Edward Yang’s 2000 film for which he won Best Director at Cannes is witty and deeply heartfelt – the menial problems of everyday life are brought before the camera with overwhelming love and care. Over this quarantine, I decided I would watch as many films as I could (which ended up being well over a hundred) and in the process discovered this film. The almost-three-hour drama deals with the life of an ordinary Taiwanese family at the turn of the millennium. Yang brilliantly demonstrates different stages of life, and while his style might feel quite reserved, there is nothing reserved about his commentary on the half-truths of life. Warning: spoilers ahead.
An ambitious task to any creator, Yang encapsulates the different stages of life all at once. Life is a circle. First love hits Yang-Yang, Ting-Ting, and NJ all at the same time but with different perspectives and wisdom that can only come with age and experience. The pang of first love that hits Ting-ting echoes the lost love that haunts NJ. Regret is inescapable and even physically comes back to him – but even then, he doesn’t seem to believe anything would’ve changed with a time machine. NJ is a father above all, stoic and trying to keep everything together. His view on his work is shaken when he meets the philosophical, kindhearted video game designer Ota. In a film about life, it is not out of place for Yang to make pointed comments towards the nature of consumerism and how it does not care for real people and how they might be affected by it. All the truths and hardships of the different stages of life happen simultaneously – the uncorrupted optimism of youth despite getting picked on, the melodrama of teenage love, the money problems and newborns of young adulthood. The crushing feelings of regret about the outcome of your life that come with middle age.

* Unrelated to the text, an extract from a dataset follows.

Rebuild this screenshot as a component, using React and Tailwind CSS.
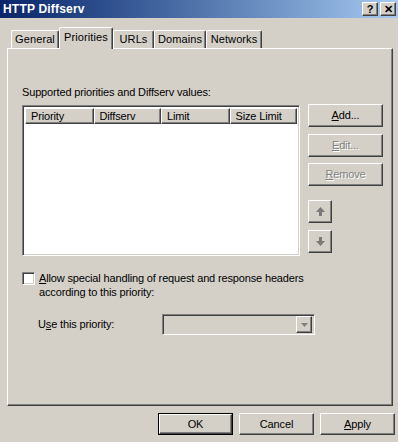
const raised =
  'border border-t-white border-l-white border-r-[#404040] border-b-[#404040] shadow-[inset_-1px_-1px_0_#808080]';
const sunken =
  'border border-t-[#808080] border-l-[#808080] border-r-white border-b-white shadow-[inset_1px_1px_0_#404040,inset_-1px_-1px_0_#d4d0c8]';

function Button({ children, disabled, className = '' }) {
  return (
    <div
      className={`${raised} flex items-center justify-center bg-[#d4d0c8] ${
        disabled ? 'text-[#808080] [text-shadow:1px_1px_0_#fff]' : 'text-black'
      } ${className}`}
    >
      {children}
    </div>
  );
}

function Tab({ label, active, w }) {
  return (
    <div
      className={`${w} flex items-center justify-center border-l border-t border-r border-l-white border-t-white border-r-[#404040] rounded-t-[2px] bg-[#d4d0c8] shadow-[inset_-1px_0_0_#808080] ${
        active ? 'relative z-10 h-[22px] -mb-[1px] pb-[2px]' : 'h-[18px]'
      }`}
    >
      {label}
    </div>
  );
}

function ArrowIcon({ down }) {
  return (
    <svg width="9" height="9" viewBox="0 0 9 9" className={down ? 'rotate-180' : ''}>
      <path d="M4.5 0 L9 5 L6 5 L6 9 L3 9 L3 5 L0 5 Z" fill="#7a7a7a" />
    </svg>
  );
}

const columns = [
  { name: 'Priority', w: 'w-[69px]' },
  { name: 'Diffserv', w: 'w-[68px]' },
  { name: 'Limit', w: 'w-[69px]' },
  { name: 'Size Limit', w: 'w-[68px]' },
];

export default function App() {
  return (
    <div className="w-[398px] h-[442px] bg-[#d4d0c8] overflow-hidden text-[11px] leading-[13px] tracking-[-0.15px] text-black font-['Liberation_Sans',Arial,sans-serif]">
      {/* title bar */}
      <div className="h-[18px] flex items-center justify-between pl-[3px] pr-[2px] bg-gradient-to-r from-[#0a246a] to-[#a6caf0]">
        <span className="text-white font-bold text-[12px] tracking-[0.2px]">HTTP Diffserv</span>
        <div className="flex gap-[2px]">
          <Button className="w-[16px] h-[14px] font-bold text-[11px] leading-none">?</Button>
          <Button className="w-[16px] h-[14px] font-bold text-[11px] leading-none">✕</Button>
        </div>
      </div>

      {/* tabs */}
      <div className="flex items-end pl-[11px] mt-[9px] h-[21px] tracking-[0.1px]">
        <Tab label="General" w="w-[48px]" />
        <Tab label="Priorities" w="w-[54px]" active />
        <Tab label="URLs" w="w-[41px]" />
        <Tab label="Domains" w="w-[52px]" />
        <Tab label="Networks" w="w-[56px]" />
      </div>

      {/* tab panel */}
      <div className="ml-[7px] w-[386px] h-[358px] border border-t-white border-l-white border-r-[#404040] border-b-[#404040] shadow-[inset_-1px_-1px_0_#808080] pl-[14px] pt-[37px]">
        <div className="mb-[6px]">Supported priorities and Diffserv values:</div>

        <div className="flex">
          {/* list view */}
          <div className={`${sunken} w-[278px] h-[151px] bg-white p-[2px]`}>
            <div className="flex h-[16px]">
              {columns.map((c) => (
                <div key={c.name} className={`${raised} ${c.w} h-[16px] flex items-center pl-[5px] bg-[#d4d0c8]`}>
                  {c.name}
                </div>
              ))}
              <div className="flex-1 bg-[#d4d0c8]" />
            </div>
          </div>

          {/* side buttons */}
          <div className="ml-[8px] -mt-[1px] flex flex-col">
            <Button className="w-[75px] h-[23px]">
              <span><u>A</u>dd...</span>
            </Button>
            <Button disabled className="w-[75px] h-[23px] mt-[7px]">
              <span><u>E</u>dit...</span>
            </Button>
            <Button disabled className="w-[75px] h-[23px] mt-[6px]">
              <span><u>R</u>emove</span>
            </Button>
            <Button className="w-[24px] h-[23px] mt-[14px]">
              <ArrowIcon />
            </Button>
            <Button className="w-[24px] h-[23px] mt-[7px]">
              <ArrowIcon down />
            </Button>
          </div>
        </div>

        {/* checkbox */}
        <div className="flex mt-[15px]">
          <div className={`${sunken} w-[13px] h-[13px] bg-white shrink-0 mt-[1px]`} />
          <div className="ml-[4px] leading-[14px]">
            <div><u>A</u>llow special handling of request and response headers</div>
            <div>according to this priority:</div>
          </div>
        </div>

        {/* use this priority */}
        <div className="flex items-center mt-[15px] pl-[16px]">
          <span className="w-[124px]">U<u>s</u>e this priority:</span>
          <div className={`${sunken} w-[153px] h-[21px] bg-[#d4d0c8] flex justify-end items-center pr-[2px]`}>
            <div className={`${raised} w-[16px] h-[17px] flex items-center justify-center`}>
              <svg width="7" height="4" viewBox="0 0 7 4">
                <path d="M0 0 L7 0 L3.5 4 Z" fill="#808080" />
              </svg>
            </div>
          </div>
        </div>
      </div>

      {/* bottom buttons */}
      <div className="flex justify-end gap-[6px] pr-[3px] mt-[7px]">
        <div className="border border-black">
          <Button className="w-[73px] h-[20px]">OK</Button>
        </div>
        <Button className="w-[75px] h-[22px]">Cancel</Button>
        <Button className="w-[75px] h-[22px]">
          <span><u>A</u>pply</span>
        </Button>
      </div>
    </div>
  );
}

One of the most obvious features of the film is that Yang never lets the viewer forget that they are just that – a viewer. There is intention behind the lack of closeup shots and the overall positioning of the camera. The stillness of the scenes and the long shots never let us get any closer to these people than if we were staring at a photograph. For example, there is a long shot in the middle of the film where Ah-Di is found unconscious in the bathroom, but the camera stays on the living room, giving the characters a sense of privacy as if they were real people. As viewers (and people in real life) we will only ever be able to access half the truth, to view other people from an impenetrable barrier. In key moments, the camera often pans out the window so the viewer can only see a reflection of the people in the rooms as the busy highways of Taipei rush on. There is a distance between the people and their avatars. No matter the distances created, we are still deeply attached to these characters. In the deathly-still hotel room we feel the awkwardness and shame of Ting-Ting and Fatty. Across the street from them in a distant Japanese city, we feel the longing and regret of NJ and Sherry. As the mother breaks down behind a window and in a reflection, we feel her sadness and need for help. Yang does not confuse privacy and distance with a lack of empathy and love.
The story covers life’s stages, beginning with a wedding and ending with a funeral. The big events in life and their melodrama are pushed to the background to give way to what Yang feels are the clearly more important ‘little moments’. These supposedly big events are treated with the mundane nowness of a real wedding or funeral. The ‘little moments’ are brimming with significance instead; we often don’t even realize what their impact was until the scenes are over. And that is the beauty of the film, Yang constantly dangles the audience and characters in the gap between the defining moment and realization. The characters do not even realize they have gone through a ‘character development scene’.
With the film Yi Yi Yang has perfectly captured how real-life works; we need to accept help from other people, and no one realizes they have chosen a path at a crossroad in life until the moment is visible in hindsight.